Tras un eructo infantil jaleado con suma hilaridad por el conjunto familiar –después de reír, eso sí, el papi parece amonestarlo en voz baja, a lo que la criatura responde sacando la lengua y poniendo ojos bizcos– llega la paella. Y, tras deleitar al respetable con el uso del tenedor, el indeseable enano exhibe ahora su virtuosismo en el manejo de la cuchara agarrada con toda la mano exactamente junto a la cazoleta, alternando la cosa con tragos sonoros del vaso de cocacola sujeto con ambas manos y vuelto a dejar sobre la mesa con los correspondientes granos de arroz adheridos al vidrio. Tan maleducado, tan grosero como el padre y la madre que lo parieron. Y así continúa el dulce infante, a lo suyo, camino de los postres, en esa deliciosa escena española de fin de semana, una familia más, media, entrañable, con su hipoteca, y su tele, y su coche aparcado en la puerta, como todo el mundo. Y yo, que gracias a Dios he terminado, pido mi cuenta, la pago y me levanto mientras pienso que ojalá caiga un rayo y los parta a los tres, y les socarre la paella. Y ustedes dirán: vaya con el gruñón del Reverte, a ver qué le importará a él que el niño se coma los calamares así o asá, peazo malaje. A él qué le va ni le viene. Pero es que no estoy pensando en la paella, ni en el restaurante, ni en los golpes del tenedor sobre los calamares.
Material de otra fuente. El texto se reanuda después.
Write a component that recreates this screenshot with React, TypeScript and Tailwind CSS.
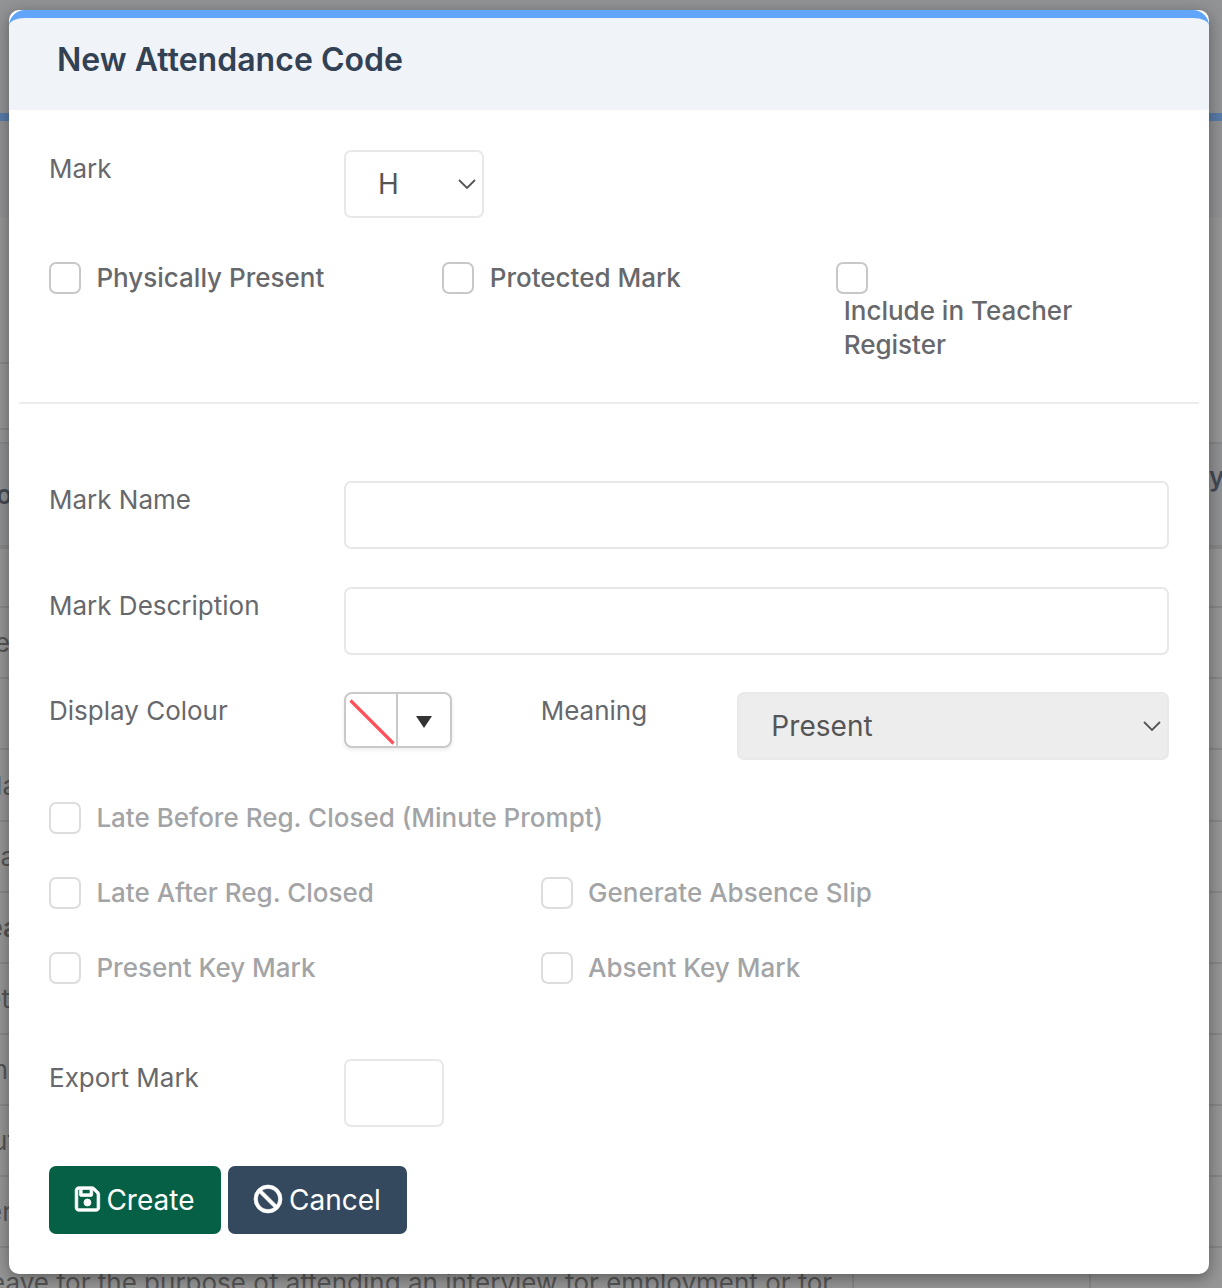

Aunque también. Lo que pienso, lo que me temo, es que dentro de unos años ese pequeño hijo de puta será funcionario de Ayuntamiento, o guardia civil de Tráfico, o general del Ejército, o empleado de El Corte Inglés, o juez, o fontanero, o político, o ministro de Cultura, o redactor del estatuto de la nación murciana; y con las mismas maneras con las que ahora se comporta en la mesa, cuando yo caiga en sus manos me va a joder vivo. Por eso hoy me cisco en sus muertos más frescos. ¿Comprenden? En defensa propia.